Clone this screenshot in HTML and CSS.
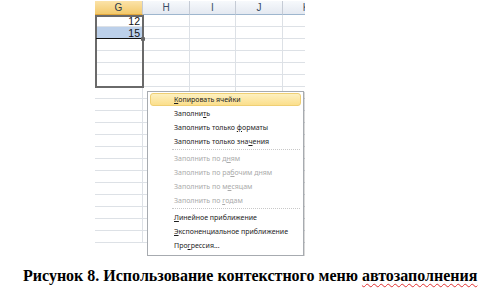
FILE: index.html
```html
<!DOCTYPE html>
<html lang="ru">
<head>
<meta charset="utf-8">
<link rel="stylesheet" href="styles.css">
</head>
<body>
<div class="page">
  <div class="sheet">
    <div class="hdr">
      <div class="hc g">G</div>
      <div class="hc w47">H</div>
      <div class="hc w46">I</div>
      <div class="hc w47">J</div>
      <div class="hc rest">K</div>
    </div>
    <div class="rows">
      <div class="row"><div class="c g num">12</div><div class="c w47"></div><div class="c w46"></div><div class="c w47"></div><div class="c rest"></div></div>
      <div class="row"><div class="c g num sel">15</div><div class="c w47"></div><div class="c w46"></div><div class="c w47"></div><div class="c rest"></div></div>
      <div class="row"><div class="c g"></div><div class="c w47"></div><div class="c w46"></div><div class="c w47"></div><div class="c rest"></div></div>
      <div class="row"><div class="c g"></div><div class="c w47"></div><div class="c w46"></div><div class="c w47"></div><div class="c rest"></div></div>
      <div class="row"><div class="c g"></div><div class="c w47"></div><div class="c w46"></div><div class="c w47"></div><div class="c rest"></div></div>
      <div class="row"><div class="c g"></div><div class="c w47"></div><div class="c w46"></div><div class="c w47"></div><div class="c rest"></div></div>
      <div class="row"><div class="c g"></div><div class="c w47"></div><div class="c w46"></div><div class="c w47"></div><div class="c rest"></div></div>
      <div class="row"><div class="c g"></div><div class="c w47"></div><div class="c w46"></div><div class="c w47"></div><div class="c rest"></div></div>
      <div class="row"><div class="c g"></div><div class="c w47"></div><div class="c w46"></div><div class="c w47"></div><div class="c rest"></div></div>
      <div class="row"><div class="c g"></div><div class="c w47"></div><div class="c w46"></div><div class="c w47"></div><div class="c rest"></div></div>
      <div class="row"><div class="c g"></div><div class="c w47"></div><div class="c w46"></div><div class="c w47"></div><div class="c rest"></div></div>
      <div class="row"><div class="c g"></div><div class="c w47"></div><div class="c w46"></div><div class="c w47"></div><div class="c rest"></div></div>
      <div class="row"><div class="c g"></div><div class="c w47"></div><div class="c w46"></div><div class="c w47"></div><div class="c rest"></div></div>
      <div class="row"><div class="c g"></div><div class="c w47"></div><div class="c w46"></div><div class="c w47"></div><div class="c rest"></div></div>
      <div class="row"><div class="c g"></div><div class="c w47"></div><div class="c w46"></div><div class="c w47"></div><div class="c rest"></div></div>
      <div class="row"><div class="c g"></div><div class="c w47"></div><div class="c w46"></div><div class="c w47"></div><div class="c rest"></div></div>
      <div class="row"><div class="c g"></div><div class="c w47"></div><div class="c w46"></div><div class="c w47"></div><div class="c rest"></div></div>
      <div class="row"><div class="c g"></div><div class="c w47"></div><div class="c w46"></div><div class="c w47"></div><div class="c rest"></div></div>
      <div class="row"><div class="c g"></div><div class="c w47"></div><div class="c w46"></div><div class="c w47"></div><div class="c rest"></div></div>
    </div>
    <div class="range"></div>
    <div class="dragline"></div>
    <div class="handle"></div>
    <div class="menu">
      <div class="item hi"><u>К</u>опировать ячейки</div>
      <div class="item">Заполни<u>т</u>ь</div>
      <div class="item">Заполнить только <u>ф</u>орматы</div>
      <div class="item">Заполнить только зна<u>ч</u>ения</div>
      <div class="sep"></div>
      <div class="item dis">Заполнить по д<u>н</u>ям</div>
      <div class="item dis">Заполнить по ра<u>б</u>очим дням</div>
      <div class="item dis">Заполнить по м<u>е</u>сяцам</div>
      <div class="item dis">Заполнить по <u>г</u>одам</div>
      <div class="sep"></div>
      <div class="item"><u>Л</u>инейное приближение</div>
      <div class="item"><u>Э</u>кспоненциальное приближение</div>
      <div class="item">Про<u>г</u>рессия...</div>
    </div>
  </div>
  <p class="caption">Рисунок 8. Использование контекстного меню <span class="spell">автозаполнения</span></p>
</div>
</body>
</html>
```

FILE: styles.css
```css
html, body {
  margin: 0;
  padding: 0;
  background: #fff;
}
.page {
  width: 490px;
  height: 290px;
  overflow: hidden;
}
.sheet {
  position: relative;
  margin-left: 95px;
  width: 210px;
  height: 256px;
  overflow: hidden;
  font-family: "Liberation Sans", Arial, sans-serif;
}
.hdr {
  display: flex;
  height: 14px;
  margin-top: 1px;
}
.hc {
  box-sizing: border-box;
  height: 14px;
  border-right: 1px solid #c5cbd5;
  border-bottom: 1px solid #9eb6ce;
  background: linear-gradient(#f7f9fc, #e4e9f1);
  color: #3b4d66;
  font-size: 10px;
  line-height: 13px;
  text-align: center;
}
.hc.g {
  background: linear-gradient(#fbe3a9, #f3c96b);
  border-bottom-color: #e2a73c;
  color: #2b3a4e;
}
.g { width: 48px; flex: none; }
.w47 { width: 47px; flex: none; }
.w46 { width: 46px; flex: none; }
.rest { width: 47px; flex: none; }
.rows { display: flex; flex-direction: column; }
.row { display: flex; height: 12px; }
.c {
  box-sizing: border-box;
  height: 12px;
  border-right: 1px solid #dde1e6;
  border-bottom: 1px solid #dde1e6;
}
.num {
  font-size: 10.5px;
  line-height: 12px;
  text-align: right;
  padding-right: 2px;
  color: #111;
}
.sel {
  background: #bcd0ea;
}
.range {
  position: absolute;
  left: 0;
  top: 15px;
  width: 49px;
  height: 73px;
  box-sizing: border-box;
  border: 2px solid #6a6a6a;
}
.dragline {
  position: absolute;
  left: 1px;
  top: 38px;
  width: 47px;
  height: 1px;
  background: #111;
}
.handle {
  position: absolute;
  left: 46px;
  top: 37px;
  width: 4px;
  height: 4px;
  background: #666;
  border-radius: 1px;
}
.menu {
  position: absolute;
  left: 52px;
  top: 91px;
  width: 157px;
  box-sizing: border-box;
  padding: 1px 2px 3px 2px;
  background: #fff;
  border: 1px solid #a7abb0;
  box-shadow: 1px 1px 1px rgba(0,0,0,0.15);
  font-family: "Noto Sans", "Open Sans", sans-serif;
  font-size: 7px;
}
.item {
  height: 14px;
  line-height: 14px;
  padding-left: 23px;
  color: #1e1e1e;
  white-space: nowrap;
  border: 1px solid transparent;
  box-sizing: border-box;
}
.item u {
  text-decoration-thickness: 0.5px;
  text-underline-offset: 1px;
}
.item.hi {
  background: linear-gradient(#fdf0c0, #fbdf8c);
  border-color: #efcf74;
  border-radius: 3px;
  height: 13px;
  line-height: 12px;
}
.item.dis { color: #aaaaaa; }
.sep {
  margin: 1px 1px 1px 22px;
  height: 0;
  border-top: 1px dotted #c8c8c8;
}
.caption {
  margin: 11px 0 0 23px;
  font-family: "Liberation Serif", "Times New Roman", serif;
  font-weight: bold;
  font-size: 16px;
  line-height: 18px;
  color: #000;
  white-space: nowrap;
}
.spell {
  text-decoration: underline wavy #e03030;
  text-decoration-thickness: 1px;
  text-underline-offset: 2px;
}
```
----------
Extract the full listing exactly, with the pictures left out.

> [Result of this task]
Clone this screenshot in HTML and CSS.
FILE: index.html
```html
<!DOCTYPE html>
<html lang="ru">
<head>
<meta charset="utf-8">
<link rel="stylesheet" href="styles.css">
</head>
<body>
<div class="page">
  <div class="sheet">
    <div class="hdr">
      <div class="hc g">G</div>
      <div class="hc w47">H</div>
      <div class="hc w46">I</div>
      <div class="hc w47">J</div>
      <div class="hc rest">K</div>
    </div>
    <div class="rows">
      <div class="row"><div class="c g num">12</div><div class="c w47"></div><div class="c w46"></div><div class="c w47"></div><div class="c rest"></div></div>
      <div class="row"><div class="c g num sel">15</div><div class="c w47"></div><div class="c w46"></div><div class="c w47"></div><div class="c rest"></div></div>
      <div class="row"><div class="c g"></div><div class="c w47"></div><div class="c w46"></div><div class="c w47"></div><div class="c rest"></div></div>
      <div class="row"><div class="c g"></div><div class="c w47"></div><div class="c w46"></div><div class="c w47"></div><div class="c rest"></div></div>
      <div class="row"><div class="c g"></div><div class="c w47"></div><div class="c w46"></div><div class="c w47"></div><div class="c rest"></div></div>
      <div class="row"><div class="c g"></div><div class="c w47"></div><div class="c w46"></div><div class="c w47"></div><div class="c rest"></div></div>
      <div class="row"><div class="c g"></div><div class="c w47"></div><div class="c w46"></div><div class="c w47"></div><div class="c rest"></div></div>
      <div class="row"><div class="c g"></div><div class="c w47"></div><div class="c w46"></div><div class="c w47"></div><div class="c rest"></div></div>
      <div class="row"><div class="c g"></div><div class="c w47"></div><div class="c w46"></div><div class="c w47"></div><div class="c rest"></div></div>
      <div class="row"><div class="c g"></div><div class="c w47"></div><div class="c w46"></div><div class="c w47"></div><div class="c rest"></div></div>
      <div class="row"><div class="c g"></div><div class="c w47"></div><div class="c w46"></div><div class="c w47"></div><div class="c rest"></div></div>
      <div class="row"><div class="c g"></div><div class="c w47"></div><div class="c w46"></div><div class="c w47"></div><div class="c rest"></div></div>
      <div class="row"><div class="c g"></div><div class="c w47"></div><div class="c w46"></div><div class="c w47"></div><div class="c rest"></div></div>
      <div class="row"><div class="c g"></div><div class="c w47"></div><div class="c w46"></div><div class="c w47"></div><div class="c rest"></div></div>
      <div class="row"><div class="c g"></div><div class="c w47"></div><div class="c w46"></div><div class="c w47"></div><div class="c rest"></div></div>
      <div class="row"><div class="c g"></div><div class="c w47"></div><div class="c w46"></div><div class="c w47"></div><div class="c rest"></div></div>
      <div class="row"><div class="c g"></div><div class="c w47"></div><div class="c w46"></div><div class="c w47"></div><div class="c rest"></div></div>
      <div class="row"><div class="c g"></div><div class="c w47"></div><div class="c w46"></div><div class="c w47"></div><div class="c rest"></div></div>
      <div class="row"><div class="c g"></div><div class="c w47"></div><div class="c w46"></div><div class="c w47"></div><div class="c rest"></div></div>
    </div>
    <div class="range"></div>
    <div class="dragline"></div>
    <div class="handle"></div>
    <div class="menu">
      <div class="item hi"><u>К</u>опировать ячейки</div>
      <div class="item">Заполни<u>т</u>ь</div>
      <div class="item">Заполнить только <u>ф</u>орматы</div>
      <div class="item">Заполнить только зна<u>ч</u>ения</div>
      <div class="sep"></div>
      <div class="item dis">Заполнить по д<u>н</u>ям</div>
      <div class="item dis">Заполнить по ра<u>б</u>очим дням</div>
      <div class="item dis">Заполнить по м<u>е</u>сяцам</div>
      <div class="item dis">Заполнить по <u>г</u>одам</div>
      <div class="sep"></div>
      <div class="item"><u>Л</u>инейное приближение</div>
      <div class="item"><u>Э</u>кспоненциальное приближение</div>
      <div class="item">Про<u>г</u>рессия...</div>
    </div>
  </div>
  <p class="caption">Рисунок 8. Использование контекстного меню <span class="spell">автозаполнения</span></p>
</div>
</body>
</html>
```

FILE: styles.css
```css
html, body {
  margin: 0;
  padding: 0;
  background: #fff;
}
.page {
  width: 490px;
  height: 290px;
  overflow: hidden;
}
.sheet {
  position: relative;
  margin-left: 95px;
  width: 210px;
  height: 256px;
  overflow: hidden;
  font-family: "Liberation Sans", Arial, sans-serif;
}
.hdr {
  display: flex;
  height: 14px;
  margin-top: 1px;
}
.hc {
  box-sizing: border-box;
  height: 14px;
  border-right: 1px solid #c5cbd5;
  border-bottom: 1px solid #9eb6ce;
  background: linear-gradient(#f7f9fc, #e4e9f1);
  color: #3b4d66;
  font-size: 10px;
  line-height: 13px;
  text-align: center;
}
.hc.g {
  background: linear-gradient(#fbe3a9, #f3c96b);
  border-bottom-color: #e2a73c;
  color: #2b3a4e;
}
.g { width: 48px; flex: none; }
.w47 { width: 47px; flex: none; }
.w46 { width: 46px; flex: none; }
.rest { width: 47px; flex: none; }
.rows { display: flex; flex-direction: column; }
.row { display: flex; height: 12px; }
.c {
  box-sizing: border-box;
  height: 12px;
  border-right: 1px solid #dde1e6;
  border-bottom: 1px solid #dde1e6;
}
.num {
  font-size: 10.5px;
  line-height: 12px;
  text-align: right;
  padding-right: 2px;
  color: #111;
}
.sel {
  background: #bcd0ea;
}
.range {
  position: absolute;
  left: 0;
  top: 15px;
  width: 49px;
  height: 73px;
  box-sizing: border-box;
  border: 2px solid #6a6a6a;
}
.dragline {
  position: absolute;
  left: 1px;
  top: 38px;
  width: 47px;
  height: 1px;
  background: #111;
}
.handle {
  position: absolute;
  left: 46px;
  top: 37px;
  width: 4px;
  height: 4px;
  background: #666;
  border-radius: 1px;
}
.menu {
  position: absolute;
  left: 52px;
  top: 91px;
  width: 157px;
  box-sizing: border-box;
  padding: 1px 2px 3px 2px;
  background: #fff;
  border: 1px solid #a7abb0;
  box-shadow: 1px 1px 1px rgba(0,0,0,0.15);
  font-family: "Noto Sans", "Open Sans", sans-serif;
  font-size: 7px;
}
.item {
  height: 14px;
  line-height: 14px;
  padding-left: 23px;
  color: #1e1e1e;
  white-space: nowrap;
  border: 1px solid transparent;
  box-sizing: border-box;
}
.item u {
  text-decoration-thickness: 0.5px;
  text-underline-offset: 1px;
}
.item.hi {
  background: linear-gradient(#fdf0c0, #fbdf8c);
  border-color: #efcf74;
  border-radius: 3px;
  height: 13px;
  line-height: 12px;
}
.item.dis { color: #aaaaaa; }
.sep {
  margin: 1px 1px 1px 22px;
  height: 0;
  border-top: 1px dotted #c8c8c8;
}
.caption {
  margin: 11px 0 0 23px;
  font-family: "Liberation Serif", "Times New Roman", serif;
  font-weight: bold;
  font-size: 16px;
  line-height: 18px;
  color: #000;
  white-space: nowrap;
}
.spell {
  text-decoration: underline wavy #e03030;
  text-decoration-thickness: 1px;
  text-underline-offset: 2px;
}
```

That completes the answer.